“I’d rather burn in hell than pay her any money.”
A guy said that to me the other day. It’s nothing new. People say it all the time. It doesn’t come from all the folks we deal with; not even a majority of them. Still, despite our lofty goals, the harsh truth of my job is that you can’t always turn bad people into good people. There are some folks who seem to be so full of hate and spite that no amount of assistance, persuasion, or punishment (when it comes to that) seem to be enough to bring them around. If there’s any concern for the well-being of their kids in there, it’s buried deep.
In order to do my job well, I try to understand. I try to imagine the circumstances that would bring someone to this point. I don’t know if it’s my sheltered upbringing or my relatively uneventful life, but sometimes I can’t see it… not really. Even if I thought the mother of my kids was spending my money unwisely, surely I’d see that cutting off all the support for my children was not the answer.
Most days I like my job, but I wonder if a growing inability to relate to these folks (on some level) is a bad sign.
I guess I’m a little afraid of the day when I walk into a room and assume the worst of someone. I hope a day doesn’t come when I expect all parents that come in to see us are this bad.

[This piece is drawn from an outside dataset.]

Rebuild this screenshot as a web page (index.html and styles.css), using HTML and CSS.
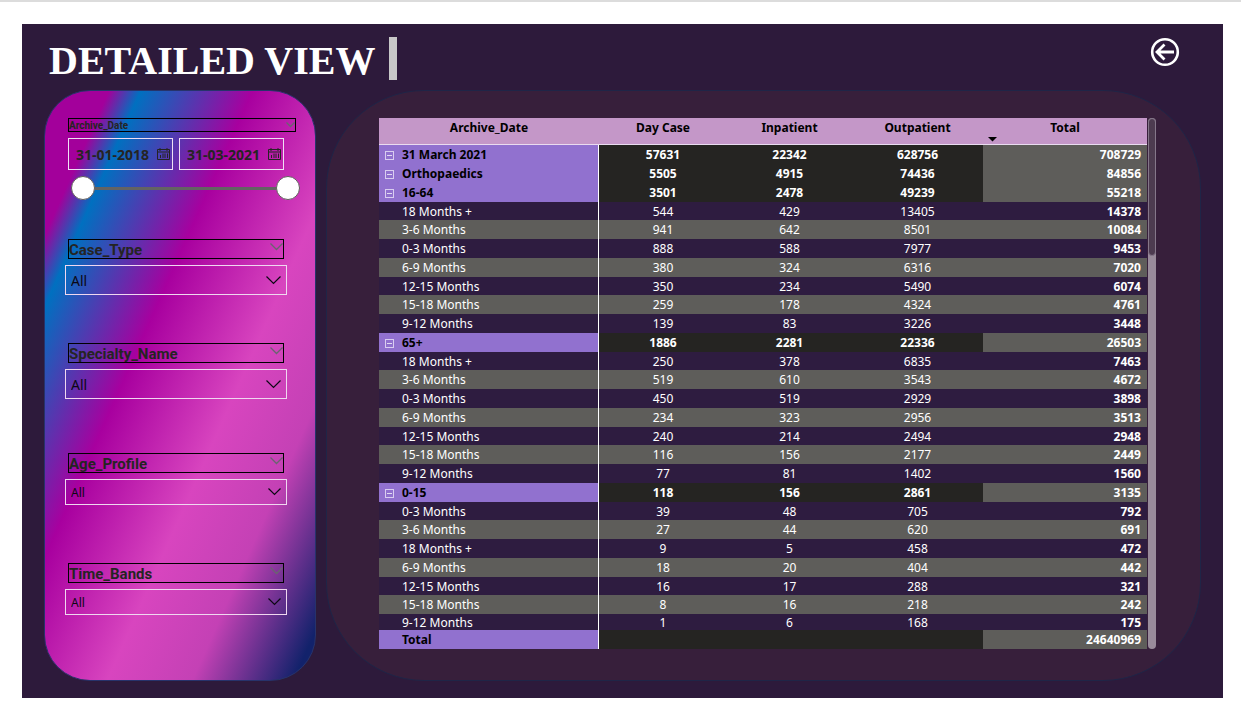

When someone comes in and says terrible things like this, I try to give them a little benefit of doubt (initially and internally)… hoping that these words come from some recent trouble which has stoked the flames of anger, rather than an underlying lack of concern for their children. If it is just something recent, it’s something that can be talked out (not all that often, but it’s possible)… with a little patience.
I know I’m being naive holding out hope that a few minutes with me is going to change years of bad behavior, but I want to be able to believe there’s some good in there that can eventually be tapped. I want to believe that a few minutes with me, combined with other (hopefully good examples) can make some difference. I want to believe that conveying a little understanding of the sum of an individual’s circumstances, while still not approving of the behavior that’s brought on my agency’s involvement, can be of some use.
This entry came from one of those days when I was temporarily cured of my naivete, and I just wanted to go home and give my kids a big squeeze.
Unfortunately, we get too many folks that sound like your ex. Those folks come in seemingly deluded with the belief that their actions are defensible – or that they can do no wrong, and we shouldn’t perpetuate the delusion. Thankfully, I’m not the guy they talk to when it’s time to talk punishment – I’m obviously not well suited for it ;-)
Why would you want to relate to them? I’m not sure what your job is, but maybe some people don’t deserve your compassion. Your professionalism and unbiased service delivery, yes, but are you required to be empathetic always?
I’m in a situation where I’m owed almost $100,000 in back child support from my son’s father while my current partner pays more than one-third of his salary in child support to his kids. I sit on both sides of the receiver-sender divide, covering the lion’s share of our living expences in order to pay support while not collecting the support due me.
If you met my ex, you’d likely think he was a pretty nice guy. He wouldn’t say that he didn’t want to pay the support. He’d act very concerned and tell you how much he wanted to do what was right. Once he’d strung you along as far and as long as the legal system would allow, he’d drop out of sight, move even, so that the slow legal system would take months or years to catch up with him again. It’s been 16 years so far. I’ve received three payments.
Some people, even those connivers who appear to be nice, don’t deserve much of your heart and soul.